Der Libanon braucht keine Bundeswehr-Schiffe vor der Küste, sondern Hilfen

07.06.2024 – Dietmar Bartsch: Seit 2006 stimmt der Bundestag jährlich über den UNIFIL-Einsatz ab, der den Waffenschmuggel an die Hisbollah-Miliz seeseitig unterbinden soll. Die Hisbollah erhält ihre Waffenlieferungen aber größtenteils auf dem Landweg über Syrien. Das blendet UNIFIL aus. Die Hisbollah ist ohne Zweifel eine ernsthafte, schwere Bedrohung für die Sicherheit Israels. Der Libanon könnte aufgrund der chronischen Armut der breiten Masse der Bevölkerung und der Korruption der politischen Eliten zu einem „failed state“ werden. Die Bevölkerung des Libanons braucht keine Schiffe der Bundeswehr vor der Küste, sondern Wirtschaftshilfen, um dem Land aus dieser Krise zu helfen.

Frau Präsidentin! Meine Damen und Herren!
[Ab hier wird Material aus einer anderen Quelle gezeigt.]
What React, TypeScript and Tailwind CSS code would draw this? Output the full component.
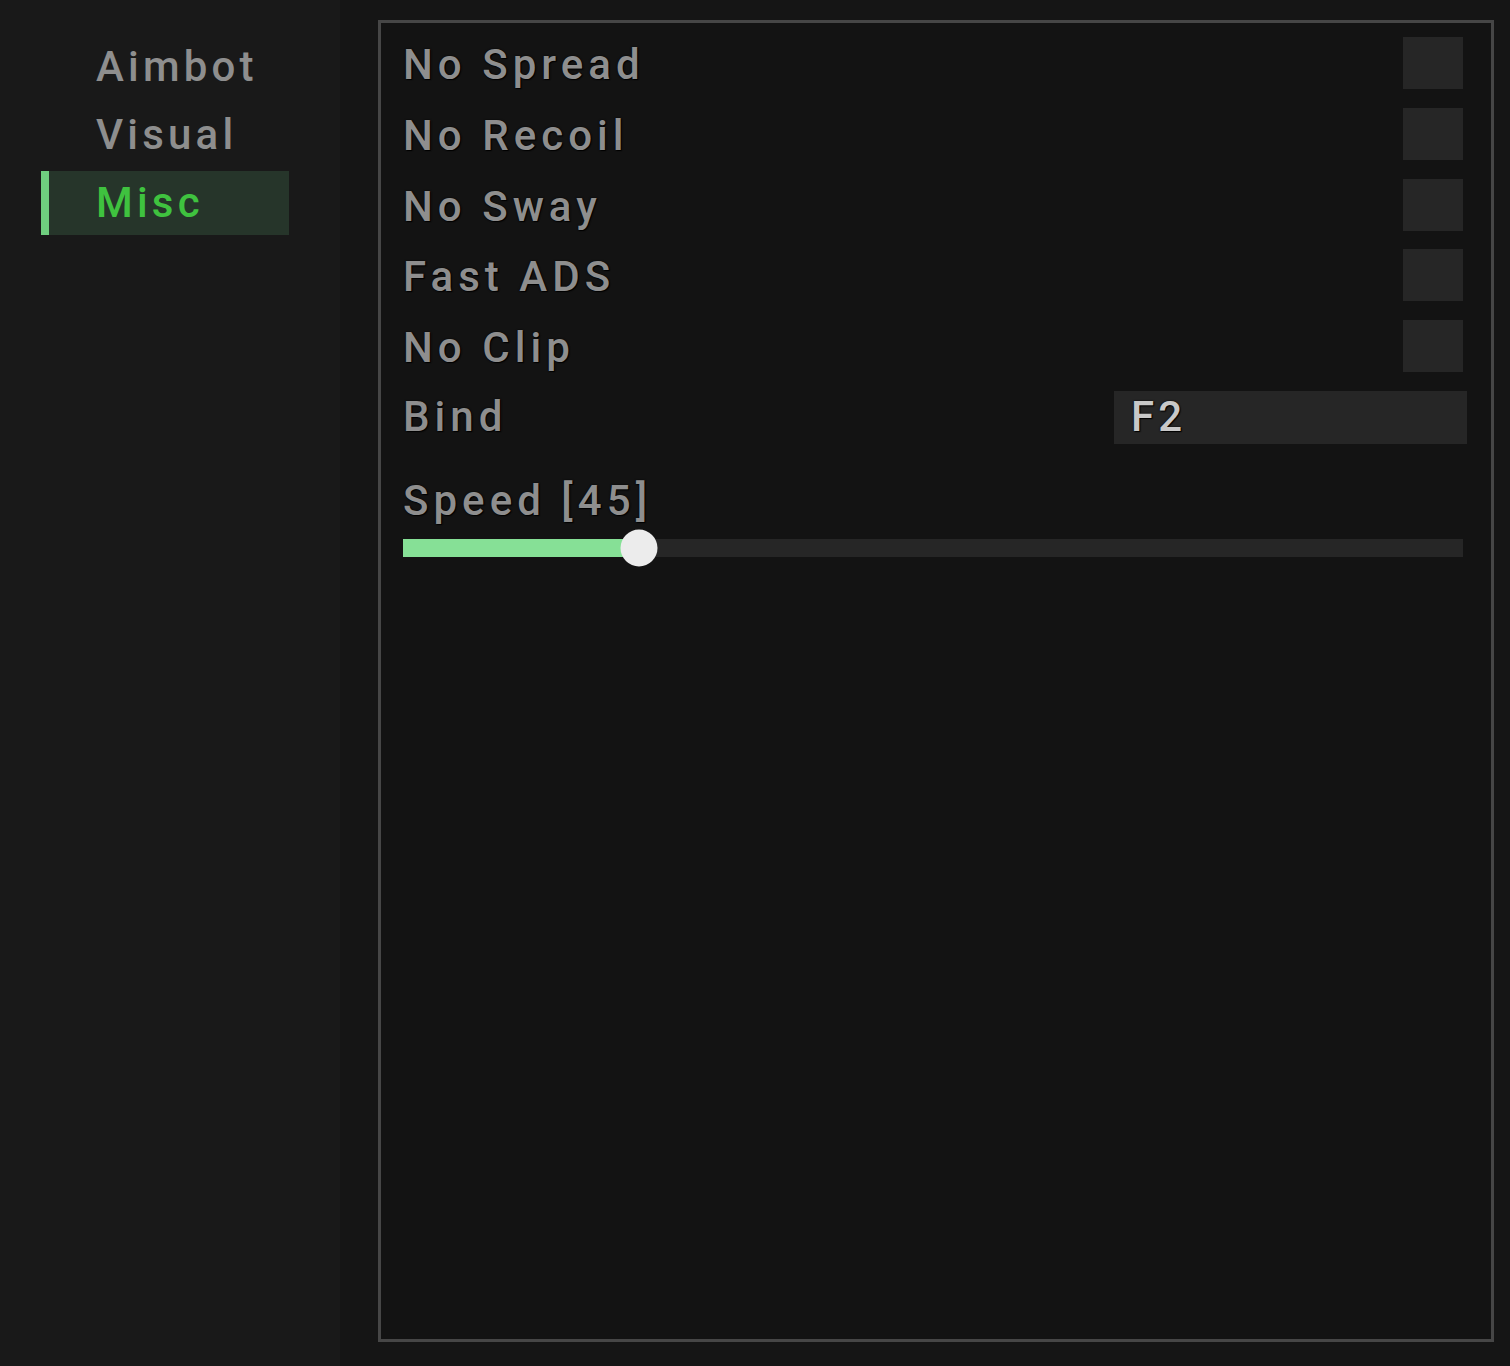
import { useState } from "react";

const tabs = ["Aimbot", "Visual", "Misc"];
const toggles = ["No Spread", "No Recoil", "No Sway", "Fast ADS", "No Clip"];

const font = { fontFamily: "Roboto, 'Liberation Sans', sans-serif" };

const App = () => {
  const [active, setActive] = useState("Misc");
  const [checked, setChecked] = useState<Record<string, boolean>>({});
  const speed = 45;

  return (
    <div
      className="flex h-[1366px] w-[1510px] bg-[#151515] text-[42px] font-medium tracking-[0.1em] text-[#8e8e8e] [text-shadow:0_0_2px_#000,1px_1px_1px_#000]"
      style={font}
    >
      <div className="flex w-[340px] shrink-0 flex-col gap-[4px] bg-[#191919] pl-[41px] pt-[35px]">
        {tabs.map((tab) => (
          <button
            key={tab}
            onClick={() => setActive(tab)}
            className={`flex h-[64px] w-[248px] items-center border-l-[8px] pl-[47px] text-left leading-none ${
              active === tab ? "border-[#6fcf7f] bg-[#26352a] text-[#3fc23f]" : "border-transparent"
            }`}
          >
            {tab}
          </button>
        ))}
      </div>

      <div className="flex-1 pb-[24px] pl-[38px] pr-[16px] pt-[20px] tracking-[0.12em]">
        <div className="flex h-full flex-col border-[3px] border-[#464646] bg-[#131313] pl-[22px] pr-[28px] pt-[14px]">
          <div className="flex flex-col gap-[18.75px]">
            {toggles.map((t) => (
              <div key={t} className="flex h-[52px] items-center justify-between">
                <span className="pt-[4px] leading-none">{t}</span>
                <button
                  onClick={() => setChecked({ ...checked, [t]: !checked[t] })}
                  className={`h-[52px] w-[60px] ${checked[t] ? "bg-[#6fcf7f]" : "bg-[#262626]"}`}
                />
              </div>
            ))}
            <div className="-mr-[4px] flex h-[53px] items-center justify-between">
              <span className="leading-none">Bind</span>
              <div className="flex h-[53px] w-[353px] items-center bg-[#262626] pl-[17px] leading-none tracking-[0.1em] text-[#c8c8c8]">
                F2
              </div>
            </div>
          </div>

          <div className="mt-[36px] leading-none">Speed [{speed}]</div>
          <div className="relative mt-[17px] h-[18px] w-full bg-[#262626]">
            <div className="h-full bg-[#86e096]" style={{ width: `${(236 / 1060) * 100}%` }} />
            <div
              className="absolute top-1/2 h-[37px] w-[37px] -translate-x-1/2 -translate-y-1/2 rounded-full bg-[#ececec]"
              style={{ left: `${(236 / 1060) * 100}%` }}
            />
          </div>
        </div>
      </div>
    </div>
  );
};

export default App;
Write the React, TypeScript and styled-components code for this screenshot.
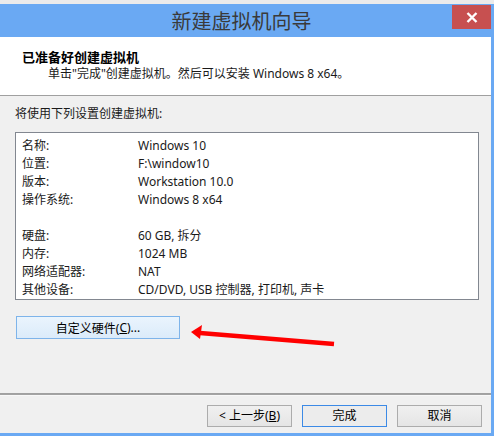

Frau Außenministerin! Herr Wadephul hat völlig zu Recht darauf hingewiesen, dass wir seit 2006 jährlich über UNIFIL abstimmen. Als das Mandat damals – ich erinnere mich – das erste Mal besprochen wurde, hieß es, dass der Waffenschmuggel an die Hisbollah-Miliz seeseitig eingeschränkt bzw. unterbunden werden soll.

(Dr. Johann David Wadephul [CDU/CSU]: Ja!)

Wir müssen schon mal die Frage stellen: Wie erfolgreich war denn eigentlich dieses Mandat?

(Beifall bei der Linken)

Denn kurz danach wurde ja schon bekannt, dass die Hisbollah durch Waffenlieferungen über den Landweg, also über Syrien, ihr Reservoir wieder komplett aufgefüllt hat.

(Zuruf des Abg. Thomas Röwekamp [CDU/CSU])

Das wäre eigentlich der Zeitpunkt gewesen, um über den Sinn und Zweck des Einsatzes noch mal nachzudenken.

(Beifall bei der Linken)

Aber das ist damals nicht geschehen, und auch heute gibt es dazu keine Bereitschaft.

Um das klar zu sagen, damit es keine Missverständnisse gibt: Dass die Hisbollah eine ernsthafte und schwere Bedrohung für die Sicherheit Israels ist, ist völlig unbestritten, genauso die Schlaglichter, die die Außenministerin genannt hat. Das hat sich seit dem 7. Oktober mit Sicherheit verstärkt. Aber, meine Damen und Herren, das alles hat mit diesem Einsatz nur sehr eingeschränkt zu tun.

2006 haben wir mit dem ersten Mandat beschlossen – ich habe mir das noch mal angeschaut; das ist übrigens in der Bundestagsdrucksache 16/2572 nachzulesen –,

(Ulrich Lechte [FDP]: Sehr gut!)

dass deutsche Marineschiffe nur in einer Übergangsphase zum Einsatz kommen. Heute, 18 Jahre später, legt die Bundesregierung wieder ein Mandat vor. Da frage ich mich natürlich: Wie lange soll denn die Übergangsphase, die damals beschlossen worden ist, noch dauern?

(Beifall bei der Linken – Gabriele Katzmarek [SPD]: Bis sich die Situation ändert!)

Nehmen wir denn überhaupt zur Kenntnis, woher die Hisbollah die Waffen bekommt?

(Ulrich Lechte [FDP]: Aus Iran!)

Doch nicht auf dem Seeweg, sondern auf dem Landweg. Das zu unterbinden, ist die eigentliche Aufgabe.

Meine Damen und Herren, ein weiterer Aspekt ist die aktuelle Lage im Libanon. Die Krise dort, eine der schwersten wirtschaftlichen und politischen Krisen seit Bestehen, befördert die Hisbollah und ihre Stärke. Das Bruttoinlandsprodukt des Landes ist über ein Drittel zurückgegangen, und das libanesische Pfund ist am Ende. Zum ersten Mal kann dieses Land zu einem Failed State werden. Das ist die reale Situation.

Deshalb: Die Bevölkerung Libanons braucht keine Schiffe der Bundeswehr vor der Küste, sondern Wirtschaftshilfen.

Ich komme zum Ende. – Ich glaube, dass nur die Beendigung des Konflikts im Gazastreifen durch die Zweistaatenlösung ausschlaggebend ist.

Ich bedanke mich und wünsche ein schönes Wochenende.